===== Dataset excerpt =====

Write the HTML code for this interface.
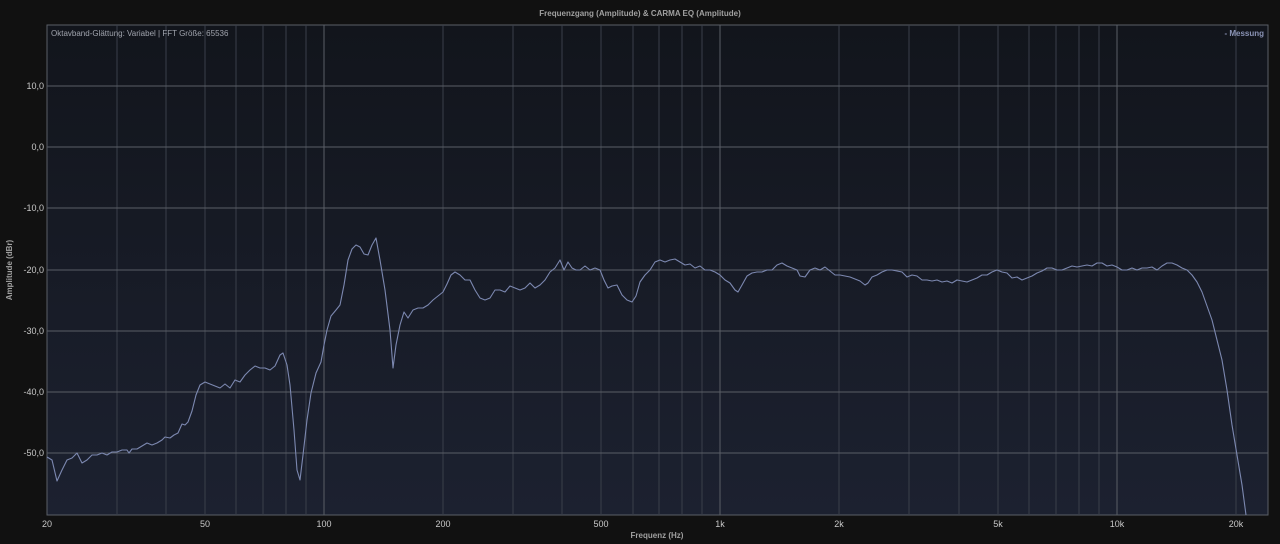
<!DOCTYPE html>
<html><head><meta charset="utf-8"><style>
html,body{margin:0;padding:0;background:#111111;width:1280px;height:544px;overflow:hidden}
svg{display:block}
text{font-family:"Liberation Sans",sans-serif}
</style></head><body>
<svg width="1280" height="544" viewBox="0 0 1280 544" xmlns="http://www.w3.org/2000/svg">
<defs><linearGradient id="bg" x1="0" y1="0" x2="0" y2="1"><stop offset="0" stop-color="#12151c"/><stop offset="1" stop-color="#1c2130"/></linearGradient></defs>
<rect width="1280" height="544" fill="#111111"/>
<rect x="47" y="25" width="1221" height="490" fill="url(#bg)" stroke="#5a5e66" stroke-width="1"/>
<g stroke="#3a3f4a" stroke-width="1">
<line x1="117" y1="25" x2="117" y2="515"/><line x1="166" y1="25" x2="166" y2="515"/><line x1="205" y1="25" x2="205" y2="515"/><line x1="236" y1="25" x2="236" y2="515"/><line x1="263" y1="25" x2="263" y2="515"/><line x1="286" y1="25" x2="286" y2="515"/><line x1="306" y1="25" x2="306" y2="515"/>
<line x1="443" y1="25" x2="443" y2="515"/><line x1="513" y1="25" x2="513" y2="515"/><line x1="562" y1="25" x2="562" y2="515"/><line x1="601" y1="25" x2="601" y2="515"/><line x1="633" y1="25" x2="633" y2="515"/><line x1="659" y1="25" x2="659" y2="515"/><line x1="682" y1="25" x2="682" y2="515"/><line x1="702" y1="25" x2="702" y2="515"/>
<line x1="839" y1="25" x2="839" y2="515"/><line x1="909" y1="25" x2="909" y2="515"/><line x1="959" y1="25" x2="959" y2="515"/><line x1="998" y1="25" x2="998" y2="515"/><line x1="1029" y1="25" x2="1029" y2="515"/><line x1="1056" y1="25" x2="1056" y2="515"/><line x1="1079" y1="25" x2="1079" y2="515"/><line x1="1099" y1="25" x2="1099" y2="515"/>
<line x1="1236" y1="25" x2="1236" y2="515"/>
</g>
<g stroke="#5a5e66" stroke-width="1">
<line x1="324" y1="25" x2="324" y2="515"/><line x1="720" y1="25" x2="720" y2="515"/><line x1="1117" y1="25" x2="1117" y2="515"/>
<line x1="47" y1="86" x2="1268" y2="86"/><line x1="47" y1="147" x2="1268" y2="147"/><line x1="47" y1="208" x2="1268" y2="208"/><line x1="47" y1="270" x2="1268" y2="270"/><line x1="47" y1="331" x2="1268" y2="331"/><line x1="47" y1="392" x2="1268" y2="392"/><line x1="47" y1="453" x2="1268" y2="453"/>
</g>
<polyline fill="none" stroke="#7c88b0" stroke-width="1.1" stroke-linejoin="round" points="47,457 52,460 57,481 62,470 67,460 72,458 77,453 82,463 87,460 92,455 97,455 102,453 107,455 112,452 117,452 122,450 127,450 129,453 132,449 137,449 142,446 147,443 152,445 157,443 162,440 165,437 170,438 174,435 178,433 182,424 185,425 188,422 192,411 196,395 200,385 205,382 210,384 215,386 220,388 225,384 230,388 235,380 240,382 245,375 250,370 255,366 260,368 265,368 270,370 275,366 280,355 283,353 287,365 290,385 294,430 297,470 300,480 303,455 307,420 311,393 316,373 321,362 324,345 327,330 331,316 336,310 340,305 344,285 348,260 352,249 356,245 360,247 364,254 368,255 372,245 376,238 380,260 385,290 390,330 393,368 396,345 400,325 404,312 408,318 413,310 418,308 423,308 428,305 433,300 438,296 443,292 447,284 451,275 455,272 460,275 465,280 470,280 475,290 480,298 485,300 490,298 495,290 500,290 505,292 510,286 515,288 520,290 525,288 530,283 535,288 540,285 545,280 550,272 555,268 560,260 564,270 568,262 572,268 576,270 580,270 585,266 590,270 595,268 600,270 604,280 608,288 612,286 617,285 622,295 627,300 632,302 636,296 640,282 645,275 650,270 655,262 660,260 665,262 670,260 675,259 680,262 685,265 690,264 695,268 700,266 705,270 710,270 715,272 720,275 725,280 730,283 735,290 738,292 742,285 747,276 752,273 757,272 762,272 767,270 772,270 777,265 782,263 787,266 792,268 797,270 800,276 805,277 810,270 815,268 820,270 825,267 830,271 835,275 840,275 845,276 850,277 855,279 860,281 865,285 868,283 872,277 877,275 882,272 887,270 892,270 897,271 902,272 907,277 912,275 917,276 922,280 927,280 932,281 937,280 942,282 947,281 952,283 957,280 962,281 967,282 972,280 977,278 982,275 987,275 992,272 997,270 1002,272 1007,273 1012,278 1017,277 1022,280 1027,278 1032,276 1037,273 1042,271 1047,268 1052,268 1057,270 1062,270 1067,268 1072,266 1077,267 1082,266 1087,265 1092,266 1097,263 1102,263 1107,266 1112,265 1117,267 1122,270 1127,270 1132,268 1137,270 1142,268 1147,268 1152,267 1157,270 1162,266 1167,263 1172,263 1177,265 1182,268 1187,270 1192,275 1197,282 1202,292 1207,306 1212,320 1217,340 1222,360 1227,390 1232,425 1237,455 1242,485 1246,515"/>
<text x="640" y="16" text-anchor="middle" font-size="8" font-weight="bold" fill="#a0a0a0">Frequenzgang (Amplitude) &amp; CARMA EQ (Amplitude)</text>
<text x="51" y="36" font-size="8" fill="#a0a4ad">Oktavband-Glättung: Variabel | FFT Größe: 65536</text>
<text x="1264" y="36" text-anchor="end" font-size="8" font-weight="bold" fill="#8a93b5">- Messung</text>
<g font-size="9" fill="#c8c8c8" text-anchor="end">
<text x="44" y="89">10,0</text><text x="44" y="150">0,0</text><text x="44" y="211">-10,0</text><text x="44" y="273">-20,0</text><text x="44" y="334">-30,0</text><text x="44" y="395">-40,0</text><text x="44" y="456">-50,0</text>
</g>
<g font-size="9" fill="#c8c8c8" text-anchor="middle">
<text x="47" y="527">20</text><text x="205" y="527">50</text><text x="324" y="527">100</text><text x="443" y="527">200</text><text x="601" y="527">500</text><text x="720" y="527">1k</text><text x="839" y="527">2k</text><text x="998" y="527">5k</text><text x="1117" y="527">10k</text><text x="1236" y="527">20k</text>
</g>
<text x="657" y="538" text-anchor="middle" font-size="8" font-weight="bold" fill="#a0a0a0">Frequenz (Hz)</text>
<text transform="translate(12,270) rotate(-90)" text-anchor="middle" font-size="8" font-weight="bold" fill="#a0a0a0">Amplitude (dBr)</text>
</svg>
</body></html>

=====

All the lines above are to be given again exactly as they read, with the pictures removed.

> _Exercise response_
Write the HTML code for this interface.
<!DOCTYPE html>
<html><head><meta charset="utf-8"><style>
html,body{margin:0;padding:0;background:#111111;width:1280px;height:544px;overflow:hidden}
svg{display:block}
text{font-family:"Liberation Sans",sans-serif}
</style></head><body>
<svg width="1280" height="544" viewBox="0 0 1280 544" xmlns="http://www.w3.org/2000/svg">
<defs><linearGradient id="bg" x1="0" y1="0" x2="0" y2="1"><stop offset="0" stop-color="#12151c"/><stop offset="1" stop-color="#1c2130"/></linearGradient></defs>
<rect width="1280" height="544" fill="#111111"/>
<rect x="47" y="25" width="1221" height="490" fill="url(#bg)" stroke="#5a5e66" stroke-width="1"/>
<g stroke="#3a3f4a" stroke-width="1">
<line x1="117" y1="25" x2="117" y2="515"/><line x1="166" y1="25" x2="166" y2="515"/><line x1="205" y1="25" x2="205" y2="515"/><line x1="236" y1="25" x2="236" y2="515"/><line x1="263" y1="25" x2="263" y2="515"/><line x1="286" y1="25" x2="286" y2="515"/><line x1="306" y1="25" x2="306" y2="515"/>
<line x1="443" y1="25" x2="443" y2="515"/><line x1="513" y1="25" x2="513" y2="515"/><line x1="562" y1="25" x2="562" y2="515"/><line x1="601" y1="25" x2="601" y2="515"/><line x1="633" y1="25" x2="633" y2="515"/><line x1="659" y1="25" x2="659" y2="515"/><line x1="682" y1="25" x2="682" y2="515"/><line x1="702" y1="25" x2="702" y2="515"/>
<line x1="839" y1="25" x2="839" y2="515"/><line x1="909" y1="25" x2="909" y2="515"/><line x1="959" y1="25" x2="959" y2="515"/><line x1="998" y1="25" x2="998" y2="515"/><line x1="1029" y1="25" x2="1029" y2="515"/><line x1="1056" y1="25" x2="1056" y2="515"/><line x1="1079" y1="25" x2="1079" y2="515"/><line x1="1099" y1="25" x2="1099" y2="515"/>
<line x1="1236" y1="25" x2="1236" y2="515"/>
</g>
<g stroke="#5a5e66" stroke-width="1">
<line x1="324" y1="25" x2="324" y2="515"/><line x1="720" y1="25" x2="720" y2="515"/><line x1="1117" y1="25" x2="1117" y2="515"/>
<line x1="47" y1="86" x2="1268" y2="86"/><line x1="47" y1="147" x2="1268" y2="147"/><line x1="47" y1="208" x2="1268" y2="208"/><line x1="47" y1="270" x2="1268" y2="270"/><line x1="47" y1="331" x2="1268" y2="331"/><line x1="47" y1="392" x2="1268" y2="392"/><line x1="47" y1="453" x2="1268" y2="453"/>
</g>
<polyline fill="none" stroke="#7c88b0" stroke-width="1.1" stroke-linejoin="round" points="47,457 52,460 57,481 62,470 67,460 72,458 77,453 82,463 87,460 92,455 97,455 102,453 107,455 112,452 117,452 122,450 127,450 129,453 132,449 137,449 142,446 147,443 152,445 157,443 162,440 165,437 170,438 174,435 178,433 182,424 185,425 188,422 192,411 196,395 200,385 205,382 210,384 215,386 220,388 225,384 230,388 235,380 240,382 245,375 250,370 255,366 260,368 265,368 270,370 275,366 280,355 283,353 287,365 290,385 294,430 297,470 300,480 303,455 307,420 311,393 316,373 321,362 324,345 327,330 331,316 336,310 340,305 344,285 348,260 352,249 356,245 360,247 364,254 368,255 372,245 376,238 380,260 385,290 390,330 393,368 396,345 400,325 404,312 408,318 413,310 418,308 423,308 428,305 433,300 438,296 443,292 447,284 451,275 455,272 460,275 465,280 470,280 475,290 480,298 485,300 490,298 495,290 500,290 505,292 510,286 515,288 520,290 525,288 530,283 535,288 540,285 545,280 550,272 555,268 560,260 564,270 568,262 572,268 576,270 580,270 585,266 590,270 595,268 600,270 604,280 608,288 612,286 617,285 622,295 627,300 632,302 636,296 640,282 645,275 650,270 655,262 660,260 665,262 670,260 675,259 680,262 685,265 690,264 695,268 700,266 705,270 710,270 715,272 720,275 725,280 730,283 735,290 738,292 742,285 747,276 752,273 757,272 762,272 767,270 772,270 777,265 782,263 787,266 792,268 797,270 800,276 805,277 810,270 815,268 820,270 825,267 830,271 835,275 840,275 845,276 850,277 855,279 860,281 865,285 868,283 872,277 877,275 882,272 887,270 892,270 897,271 902,272 907,277 912,275 917,276 922,280 927,280 932,281 937,280 942,282 947,281 952,283 957,280 962,281 967,282 972,280 977,278 982,275 987,275 992,272 997,270 1002,272 1007,273 1012,278 1017,277 1022,280 1027,278 1032,276 1037,273 1042,271 1047,268 1052,268 1057,270 1062,270 1067,268 1072,266 1077,267 1082,266 1087,265 1092,266 1097,263 1102,263 1107,266 1112,265 1117,267 1122,270 1127,270 1132,268 1137,270 1142,268 1147,268 1152,267 1157,270 1162,266 1167,263 1172,263 1177,265 1182,268 1187,270 1192,275 1197,282 1202,292 1207,306 1212,320 1217,340 1222,360 1227,390 1232,425 1237,455 1242,485 1246,515"/>
<text x="640" y="16" text-anchor="middle" font-size="8" font-weight="bold" fill="#a0a0a0">Frequenzgang (Amplitude) &amp; CARMA EQ (Amplitude)</text>
<text x="51" y="36" font-size="8" fill="#a0a4ad">Oktavband-Glättung: Variabel | FFT Größe: 65536</text>
<text x="1264" y="36" text-anchor="end" font-size="8" font-weight="bold" fill="#8a93b5">- Messung</text>
<g font-size="9" fill="#c8c8c8" text-anchor="end">
<text x="44" y="89">10,0</text><text x="44" y="150">0,0</text><text x="44" y="211">-10,0</text><text x="44" y="273">-20,0</text><text x="44" y="334">-30,0</text><text x="44" y="395">-40,0</text><text x="44" y="456">-50,0</text>
</g>
<g font-size="9" fill="#c8c8c8" text-anchor="middle">
<text x="47" y="527">20</text><text x="205" y="527">50</text><text x="324" y="527">100</text><text x="443" y="527">200</text><text x="601" y="527">500</text><text x="720" y="527">1k</text><text x="839" y="527">2k</text><text x="998" y="527">5k</text><text x="1117" y="527">10k</text><text x="1236" y="527">20k</text>
</g>
<text x="657" y="538" text-anchor="middle" font-size="8" font-weight="bold" fill="#a0a0a0">Frequenz (Hz)</text>
<text transform="translate(12,270) rotate(-90)" text-anchor="middle" font-size="8" font-weight="bold" fill="#a0a0a0">Amplitude (dBr)</text>
</svg>
</body></html>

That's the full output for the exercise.